═══ Information shown
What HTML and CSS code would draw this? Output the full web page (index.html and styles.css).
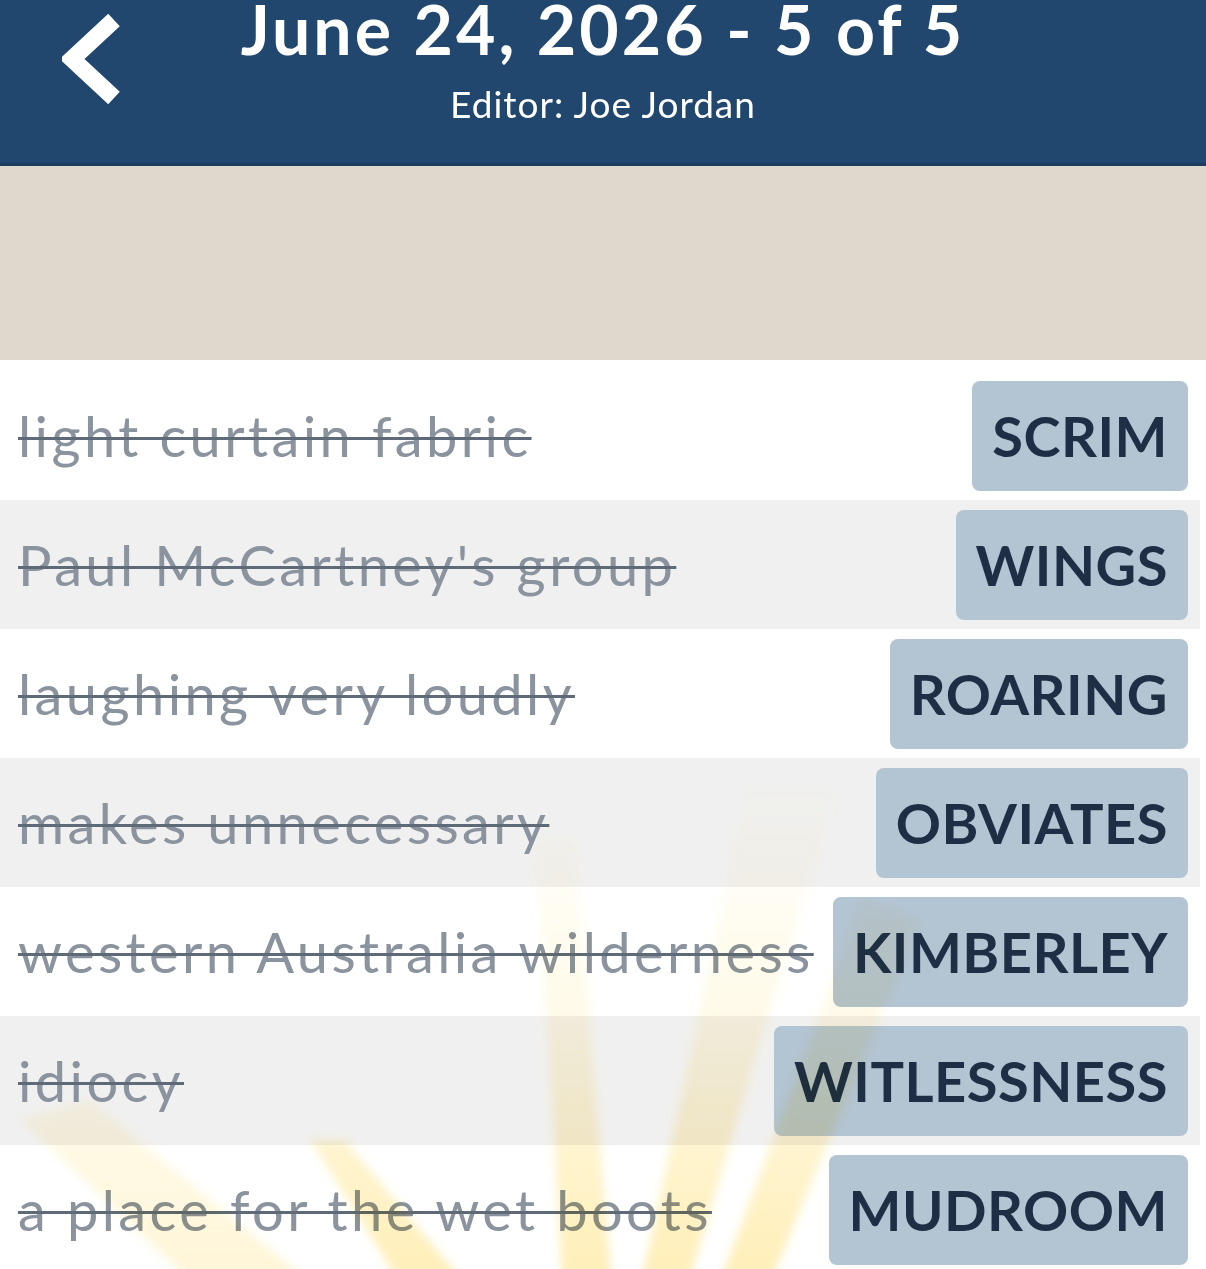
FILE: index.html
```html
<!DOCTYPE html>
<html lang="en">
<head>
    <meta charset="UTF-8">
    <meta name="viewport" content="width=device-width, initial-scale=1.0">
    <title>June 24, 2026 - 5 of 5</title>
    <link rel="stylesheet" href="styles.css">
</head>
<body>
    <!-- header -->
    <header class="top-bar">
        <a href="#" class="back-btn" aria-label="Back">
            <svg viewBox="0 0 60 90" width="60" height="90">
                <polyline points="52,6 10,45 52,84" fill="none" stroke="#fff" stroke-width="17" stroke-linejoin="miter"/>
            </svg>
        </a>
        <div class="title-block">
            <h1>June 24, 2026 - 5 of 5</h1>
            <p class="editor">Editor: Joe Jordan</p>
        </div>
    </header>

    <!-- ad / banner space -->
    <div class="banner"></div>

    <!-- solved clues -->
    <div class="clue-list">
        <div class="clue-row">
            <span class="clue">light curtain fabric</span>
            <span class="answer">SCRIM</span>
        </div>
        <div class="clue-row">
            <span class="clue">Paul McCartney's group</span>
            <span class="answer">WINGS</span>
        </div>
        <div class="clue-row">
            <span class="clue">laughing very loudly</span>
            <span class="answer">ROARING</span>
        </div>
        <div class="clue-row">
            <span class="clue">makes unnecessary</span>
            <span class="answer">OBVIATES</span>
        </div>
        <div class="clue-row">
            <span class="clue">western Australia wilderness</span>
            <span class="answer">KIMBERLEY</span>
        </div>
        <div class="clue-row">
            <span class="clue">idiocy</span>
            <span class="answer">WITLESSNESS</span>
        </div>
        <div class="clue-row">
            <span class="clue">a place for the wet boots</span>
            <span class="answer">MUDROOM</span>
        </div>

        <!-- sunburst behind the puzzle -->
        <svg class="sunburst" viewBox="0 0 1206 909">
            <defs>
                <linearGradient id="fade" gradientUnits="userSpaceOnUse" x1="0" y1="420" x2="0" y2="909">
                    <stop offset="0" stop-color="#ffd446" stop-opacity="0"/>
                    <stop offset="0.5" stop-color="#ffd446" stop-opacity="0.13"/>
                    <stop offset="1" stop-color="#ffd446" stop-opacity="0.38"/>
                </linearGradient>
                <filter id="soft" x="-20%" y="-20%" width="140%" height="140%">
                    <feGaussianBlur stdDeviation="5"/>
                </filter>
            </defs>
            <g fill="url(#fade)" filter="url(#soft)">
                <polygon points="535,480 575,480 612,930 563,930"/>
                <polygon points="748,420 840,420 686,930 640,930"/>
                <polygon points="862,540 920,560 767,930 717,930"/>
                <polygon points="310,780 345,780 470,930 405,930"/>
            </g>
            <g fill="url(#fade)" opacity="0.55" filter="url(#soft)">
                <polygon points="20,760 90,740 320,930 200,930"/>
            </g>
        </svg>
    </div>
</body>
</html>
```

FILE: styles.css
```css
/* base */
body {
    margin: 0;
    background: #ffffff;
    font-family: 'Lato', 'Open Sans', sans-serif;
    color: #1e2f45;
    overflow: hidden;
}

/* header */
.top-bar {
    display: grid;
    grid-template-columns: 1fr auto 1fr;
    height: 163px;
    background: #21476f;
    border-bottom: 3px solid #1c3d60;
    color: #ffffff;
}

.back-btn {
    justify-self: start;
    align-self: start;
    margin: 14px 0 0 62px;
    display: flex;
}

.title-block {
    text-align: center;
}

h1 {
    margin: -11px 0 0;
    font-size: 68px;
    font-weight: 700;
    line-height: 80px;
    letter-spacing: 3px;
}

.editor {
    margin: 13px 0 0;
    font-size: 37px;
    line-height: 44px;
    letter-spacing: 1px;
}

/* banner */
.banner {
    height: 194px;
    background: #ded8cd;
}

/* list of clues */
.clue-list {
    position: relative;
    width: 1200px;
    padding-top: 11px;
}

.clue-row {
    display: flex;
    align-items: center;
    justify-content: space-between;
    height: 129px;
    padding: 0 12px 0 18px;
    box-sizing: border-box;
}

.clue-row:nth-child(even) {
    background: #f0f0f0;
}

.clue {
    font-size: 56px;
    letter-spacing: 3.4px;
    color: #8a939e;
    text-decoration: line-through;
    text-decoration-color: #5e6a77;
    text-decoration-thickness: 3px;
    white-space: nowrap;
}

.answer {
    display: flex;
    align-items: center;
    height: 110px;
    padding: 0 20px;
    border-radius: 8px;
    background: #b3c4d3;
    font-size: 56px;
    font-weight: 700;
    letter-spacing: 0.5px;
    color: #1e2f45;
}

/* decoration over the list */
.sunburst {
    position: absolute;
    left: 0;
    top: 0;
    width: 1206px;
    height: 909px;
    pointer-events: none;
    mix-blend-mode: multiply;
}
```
══════
═══ Information shown
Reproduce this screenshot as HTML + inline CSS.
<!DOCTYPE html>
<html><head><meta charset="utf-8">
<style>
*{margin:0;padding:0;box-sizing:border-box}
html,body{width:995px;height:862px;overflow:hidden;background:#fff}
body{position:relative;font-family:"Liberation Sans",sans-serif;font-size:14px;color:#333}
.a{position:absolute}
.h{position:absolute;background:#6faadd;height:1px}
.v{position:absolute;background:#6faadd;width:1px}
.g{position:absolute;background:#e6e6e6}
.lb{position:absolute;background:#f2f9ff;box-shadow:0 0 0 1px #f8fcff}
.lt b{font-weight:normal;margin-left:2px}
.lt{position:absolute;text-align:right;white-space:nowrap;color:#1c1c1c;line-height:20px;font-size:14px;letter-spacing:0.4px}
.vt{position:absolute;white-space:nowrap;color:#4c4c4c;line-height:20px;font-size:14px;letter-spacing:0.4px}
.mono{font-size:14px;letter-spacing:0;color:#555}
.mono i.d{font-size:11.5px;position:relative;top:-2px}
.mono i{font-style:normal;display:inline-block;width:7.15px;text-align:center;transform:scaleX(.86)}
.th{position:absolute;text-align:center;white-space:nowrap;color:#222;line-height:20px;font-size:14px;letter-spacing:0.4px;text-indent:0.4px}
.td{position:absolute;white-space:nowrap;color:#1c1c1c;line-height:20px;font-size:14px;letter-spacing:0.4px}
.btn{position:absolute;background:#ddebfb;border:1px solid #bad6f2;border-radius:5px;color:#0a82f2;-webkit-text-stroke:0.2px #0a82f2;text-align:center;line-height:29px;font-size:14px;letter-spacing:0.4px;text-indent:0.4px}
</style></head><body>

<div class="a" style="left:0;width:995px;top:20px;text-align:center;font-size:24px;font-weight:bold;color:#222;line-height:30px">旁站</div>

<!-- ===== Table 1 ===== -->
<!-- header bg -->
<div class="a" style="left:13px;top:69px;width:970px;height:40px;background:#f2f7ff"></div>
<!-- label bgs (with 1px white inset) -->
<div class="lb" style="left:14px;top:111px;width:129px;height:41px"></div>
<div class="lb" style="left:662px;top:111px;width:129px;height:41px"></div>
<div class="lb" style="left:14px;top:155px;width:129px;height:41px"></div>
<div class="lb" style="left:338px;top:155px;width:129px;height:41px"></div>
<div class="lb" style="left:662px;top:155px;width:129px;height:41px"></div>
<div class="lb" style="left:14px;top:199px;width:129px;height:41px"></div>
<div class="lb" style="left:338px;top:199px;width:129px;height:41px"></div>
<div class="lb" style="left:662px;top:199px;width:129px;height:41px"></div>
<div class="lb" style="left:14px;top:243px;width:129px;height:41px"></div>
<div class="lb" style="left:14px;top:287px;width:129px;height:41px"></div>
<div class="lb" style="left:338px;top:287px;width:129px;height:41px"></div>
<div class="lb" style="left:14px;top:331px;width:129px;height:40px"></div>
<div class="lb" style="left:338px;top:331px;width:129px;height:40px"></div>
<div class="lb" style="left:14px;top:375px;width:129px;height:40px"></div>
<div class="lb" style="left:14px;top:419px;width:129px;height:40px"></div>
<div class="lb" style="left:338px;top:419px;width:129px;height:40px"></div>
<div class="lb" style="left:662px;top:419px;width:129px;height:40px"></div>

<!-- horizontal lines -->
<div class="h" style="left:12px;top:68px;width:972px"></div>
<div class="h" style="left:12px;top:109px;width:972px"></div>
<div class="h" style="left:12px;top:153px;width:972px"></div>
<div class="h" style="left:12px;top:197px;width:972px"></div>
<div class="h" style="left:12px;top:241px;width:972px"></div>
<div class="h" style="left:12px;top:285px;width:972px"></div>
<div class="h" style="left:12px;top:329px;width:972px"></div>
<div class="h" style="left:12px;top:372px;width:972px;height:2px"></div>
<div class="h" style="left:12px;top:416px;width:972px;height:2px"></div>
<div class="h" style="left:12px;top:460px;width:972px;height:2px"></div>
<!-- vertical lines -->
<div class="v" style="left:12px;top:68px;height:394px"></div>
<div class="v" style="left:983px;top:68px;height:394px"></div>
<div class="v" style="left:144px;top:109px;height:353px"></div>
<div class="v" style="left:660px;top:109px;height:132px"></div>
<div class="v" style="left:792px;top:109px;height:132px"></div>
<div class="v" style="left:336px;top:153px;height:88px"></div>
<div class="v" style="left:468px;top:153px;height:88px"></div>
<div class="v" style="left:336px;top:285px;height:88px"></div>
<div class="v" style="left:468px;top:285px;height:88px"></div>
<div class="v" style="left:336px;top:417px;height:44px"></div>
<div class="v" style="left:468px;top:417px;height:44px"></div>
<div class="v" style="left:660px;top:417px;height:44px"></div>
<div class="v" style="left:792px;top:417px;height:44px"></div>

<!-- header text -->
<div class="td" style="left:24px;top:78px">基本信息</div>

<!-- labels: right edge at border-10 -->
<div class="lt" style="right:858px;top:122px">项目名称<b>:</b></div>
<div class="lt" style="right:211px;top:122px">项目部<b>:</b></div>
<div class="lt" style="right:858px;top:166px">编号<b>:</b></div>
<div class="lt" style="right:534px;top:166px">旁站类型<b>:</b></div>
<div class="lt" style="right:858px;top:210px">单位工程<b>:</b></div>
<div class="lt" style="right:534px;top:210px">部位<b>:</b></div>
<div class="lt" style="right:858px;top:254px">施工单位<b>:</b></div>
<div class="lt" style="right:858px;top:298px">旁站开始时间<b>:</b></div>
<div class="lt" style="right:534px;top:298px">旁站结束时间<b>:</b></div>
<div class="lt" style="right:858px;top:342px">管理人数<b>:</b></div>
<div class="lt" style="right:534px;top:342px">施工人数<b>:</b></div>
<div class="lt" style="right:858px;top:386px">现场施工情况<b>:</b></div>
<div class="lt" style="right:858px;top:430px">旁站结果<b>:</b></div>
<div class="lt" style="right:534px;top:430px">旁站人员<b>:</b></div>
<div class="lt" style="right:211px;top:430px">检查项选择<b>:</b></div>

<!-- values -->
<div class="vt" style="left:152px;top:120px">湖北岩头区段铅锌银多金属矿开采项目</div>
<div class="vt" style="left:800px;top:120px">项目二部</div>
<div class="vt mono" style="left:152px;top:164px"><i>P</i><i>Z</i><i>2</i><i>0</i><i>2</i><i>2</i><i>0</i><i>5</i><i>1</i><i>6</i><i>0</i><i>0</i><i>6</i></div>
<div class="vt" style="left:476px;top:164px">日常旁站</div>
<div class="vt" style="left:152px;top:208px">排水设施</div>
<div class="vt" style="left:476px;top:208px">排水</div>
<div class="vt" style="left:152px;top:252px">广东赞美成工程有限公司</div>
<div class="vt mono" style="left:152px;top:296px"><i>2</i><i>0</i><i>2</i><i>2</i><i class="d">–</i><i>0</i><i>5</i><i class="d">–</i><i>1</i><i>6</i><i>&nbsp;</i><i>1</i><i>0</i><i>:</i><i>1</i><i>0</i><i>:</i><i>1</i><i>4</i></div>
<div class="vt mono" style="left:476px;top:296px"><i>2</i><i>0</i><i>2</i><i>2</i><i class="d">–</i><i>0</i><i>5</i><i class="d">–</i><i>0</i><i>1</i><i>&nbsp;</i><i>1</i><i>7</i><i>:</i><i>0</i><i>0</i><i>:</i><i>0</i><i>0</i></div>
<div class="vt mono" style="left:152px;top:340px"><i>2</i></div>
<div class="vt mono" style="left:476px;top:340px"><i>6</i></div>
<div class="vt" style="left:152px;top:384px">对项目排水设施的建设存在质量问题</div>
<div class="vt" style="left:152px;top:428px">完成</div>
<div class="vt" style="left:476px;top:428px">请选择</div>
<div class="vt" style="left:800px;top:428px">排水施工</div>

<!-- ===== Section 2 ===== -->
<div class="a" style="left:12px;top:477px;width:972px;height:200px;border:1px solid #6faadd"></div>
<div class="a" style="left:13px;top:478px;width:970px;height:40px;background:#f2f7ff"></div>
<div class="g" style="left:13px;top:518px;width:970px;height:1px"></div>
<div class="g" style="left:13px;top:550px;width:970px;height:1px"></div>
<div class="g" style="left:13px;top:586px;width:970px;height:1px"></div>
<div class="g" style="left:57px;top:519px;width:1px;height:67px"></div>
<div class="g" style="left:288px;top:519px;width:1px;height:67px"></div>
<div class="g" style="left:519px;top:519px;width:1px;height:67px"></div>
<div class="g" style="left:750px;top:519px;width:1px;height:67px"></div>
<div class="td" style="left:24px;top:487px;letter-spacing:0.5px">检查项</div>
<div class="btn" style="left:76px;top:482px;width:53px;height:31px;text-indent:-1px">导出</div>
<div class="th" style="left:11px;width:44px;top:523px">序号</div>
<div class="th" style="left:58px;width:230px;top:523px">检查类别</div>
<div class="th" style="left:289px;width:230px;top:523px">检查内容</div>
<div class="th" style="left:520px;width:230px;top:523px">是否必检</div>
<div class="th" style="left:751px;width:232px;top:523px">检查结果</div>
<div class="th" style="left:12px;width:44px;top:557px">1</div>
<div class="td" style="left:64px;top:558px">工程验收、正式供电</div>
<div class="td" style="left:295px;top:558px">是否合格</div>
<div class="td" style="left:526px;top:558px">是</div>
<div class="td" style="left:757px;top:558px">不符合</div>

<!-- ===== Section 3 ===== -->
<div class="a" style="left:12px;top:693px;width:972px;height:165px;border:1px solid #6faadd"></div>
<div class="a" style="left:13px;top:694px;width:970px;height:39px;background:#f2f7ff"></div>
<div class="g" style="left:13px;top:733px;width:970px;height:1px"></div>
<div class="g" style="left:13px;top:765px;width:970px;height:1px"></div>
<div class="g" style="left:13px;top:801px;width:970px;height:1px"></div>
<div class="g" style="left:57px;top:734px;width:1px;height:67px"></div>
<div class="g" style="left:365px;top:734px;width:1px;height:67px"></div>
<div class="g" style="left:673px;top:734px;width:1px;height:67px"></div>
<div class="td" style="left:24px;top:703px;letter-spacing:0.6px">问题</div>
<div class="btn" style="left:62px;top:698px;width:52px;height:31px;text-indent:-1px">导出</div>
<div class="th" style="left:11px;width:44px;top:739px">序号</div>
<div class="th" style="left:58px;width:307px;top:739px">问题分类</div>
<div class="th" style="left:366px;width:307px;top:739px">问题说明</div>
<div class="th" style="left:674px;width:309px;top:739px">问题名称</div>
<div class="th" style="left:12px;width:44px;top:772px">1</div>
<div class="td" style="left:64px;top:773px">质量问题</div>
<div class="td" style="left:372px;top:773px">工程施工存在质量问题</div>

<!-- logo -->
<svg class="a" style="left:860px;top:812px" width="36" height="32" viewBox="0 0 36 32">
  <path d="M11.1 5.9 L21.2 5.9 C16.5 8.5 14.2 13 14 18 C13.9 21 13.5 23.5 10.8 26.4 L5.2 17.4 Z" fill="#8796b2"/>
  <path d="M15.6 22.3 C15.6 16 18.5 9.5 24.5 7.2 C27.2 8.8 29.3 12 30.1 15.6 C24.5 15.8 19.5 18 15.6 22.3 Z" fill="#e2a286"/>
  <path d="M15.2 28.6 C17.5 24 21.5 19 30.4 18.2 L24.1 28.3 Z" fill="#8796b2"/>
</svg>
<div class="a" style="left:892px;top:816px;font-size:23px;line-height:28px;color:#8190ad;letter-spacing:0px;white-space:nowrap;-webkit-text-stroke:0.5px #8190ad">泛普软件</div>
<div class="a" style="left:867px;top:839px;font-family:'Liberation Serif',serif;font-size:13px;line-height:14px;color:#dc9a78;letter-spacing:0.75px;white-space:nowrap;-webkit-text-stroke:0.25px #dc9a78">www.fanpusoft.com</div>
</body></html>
══════
What you will do: Extract all lines from the data in which "index" is found.

Solution to the problem:
What HTML and CSS code would draw this? Output the full web page (index.html and styles.css).
FILE: index.html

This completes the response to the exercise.